Hatcher writes op-ed
piece for Herald-Sun


School of Communications faculty member Anthony Hatcher wrote an op-ed piece that appeared in the May 7 edition of the Durham Herald-Sun.

Titled "What will Mom do without an Oldsmobile?" the column recalled the various Oldsmobile vehicles his family owned throughout his childhood. It was inspired by GM's recent announcement that it will discontinue the Oldsmobile line.

Here's a sampling of the column:

My mother requested only one option when she ordered her new 1972 Oldsmobile Delta 88 Royale: it had to be red. And red it was, from stem to stern, including the bumpers and the grill.

The ship metaphor is appropriate, for even by today's SUV standards, this was a huge vessel. Six adults could ride in comfort in her cloth bench seats, shoulders barely touching. Children could lie down in the back with pillow and comforter with room to spare.

I rode with Mom in her white 1966 Delta 88 to pick up the new Olds. I was 15, and reluctant to give up the old one, hoping I would get it. The 1966 Olds had a 455-cubic-inch V-8 engine that would snap one's neck back when the accelerator was depressed quickly. I loved it ...

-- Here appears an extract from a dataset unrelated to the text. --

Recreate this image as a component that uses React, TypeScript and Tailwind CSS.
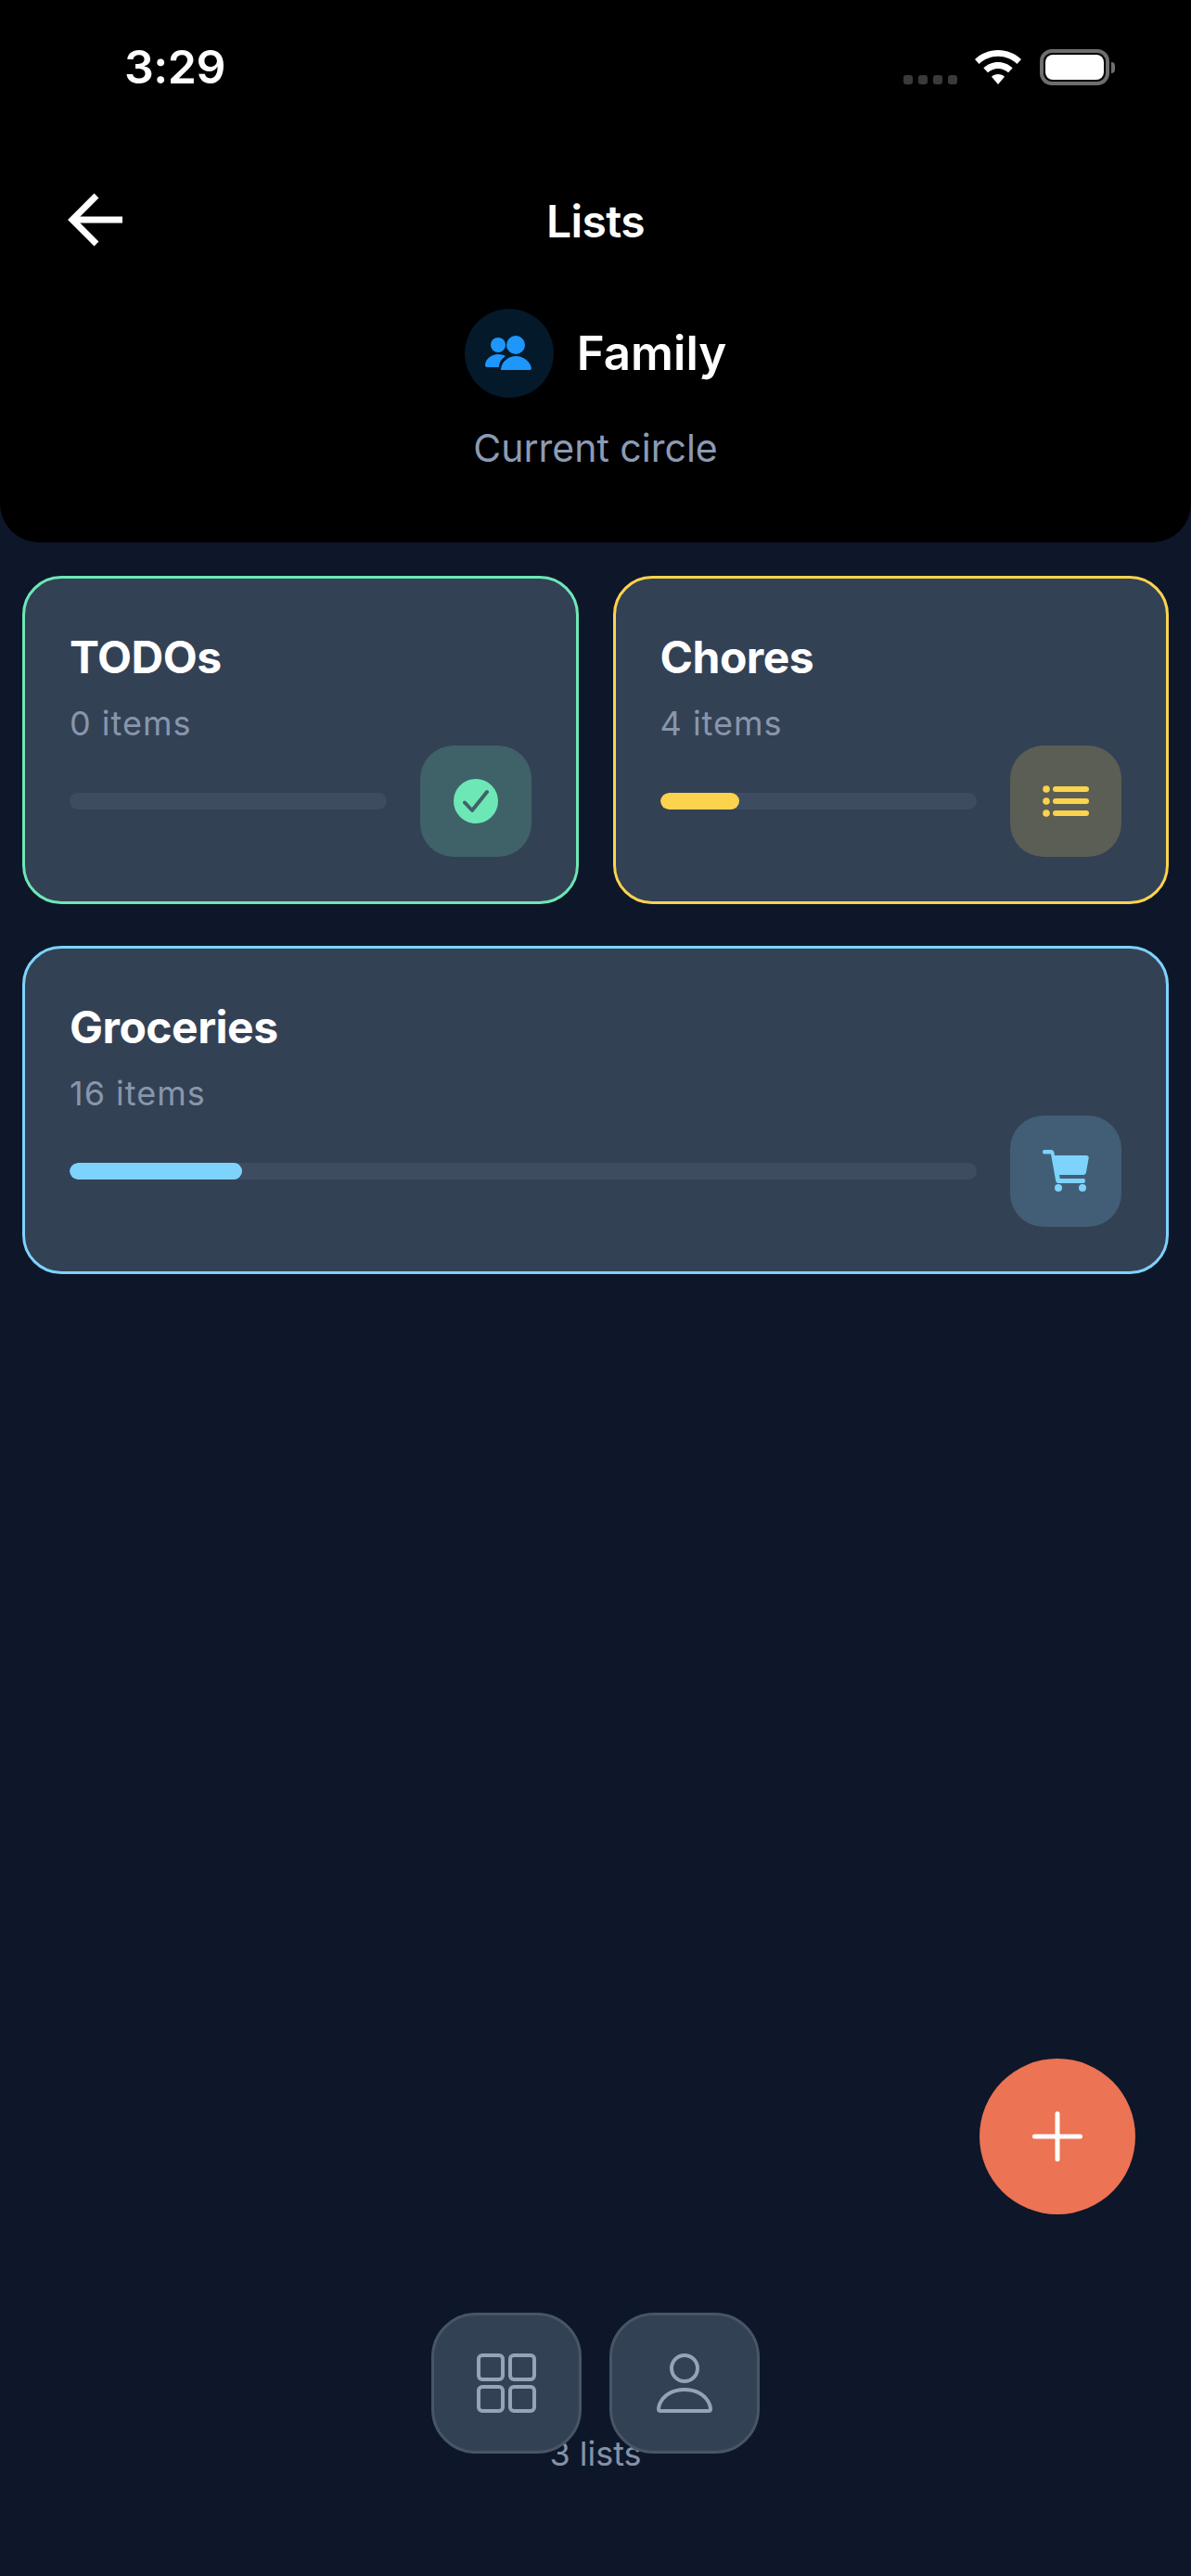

I recall taking the eight-mile journey with Mom from Kenansville to Warsaw in eastern North Carolina to pick up the new red beast. We crossed the railroad tracks beside Warsaw Motor Company and saw several cars parked in a dirt lot. Only one was fire engine red ...

A smaller V-8 was beneath that red hood, but she was still potent enough to propel us down the road at dangerous speeds. Mom was and is a sensible driver, though, and the new car not so much rolled as floated along the highway.

These things weren't called freeway cruisers for nothing. Mom held on to that car for 13 years until she bought another white Delta 88 in 1985. This one also gleamed, not only from the paint, but also from the miles of chrome on the front, back, sides and even the hood ornament. She traded that one in 1996 for an Olds Cutlass Supreme.

Now that the Oldsmobile nameplate is retired, I don't know what her next car will be. Perhaps one of those 2004 Aleros that finished up the 103-year-old Olds legacy last week.

As for me, I drove my little Dodge to high school and then to college, relinquishing it after my freshman year ended in 1976. I had put roughly 120,000 miles on it in three years, and it couldn't take much more. My uncle the car wheeler-dealer then found me my dream car - a four-year-old 1972 Oldsmobile Delta 88.

The Olds was dark gray with a black vinyl roof, black vinyl seats, and a black interior, including the dashboard. It looked like the family car that follows the hearse to the graveyard. I thought it was beautiful ...

I have owned about a dozen cars over the years, and I still miss the ride and room of a large Oldsmobile. My Olds was lower to the ground than those giant SUVs, and it got better gas mileage. In an era when every make and model of car is designed in a wind tunnel and shaped like an egg,

I will miss the distinctive styling of a square, boxy Oldsmobile. No teenager should be allowed to grow up without owning at least one.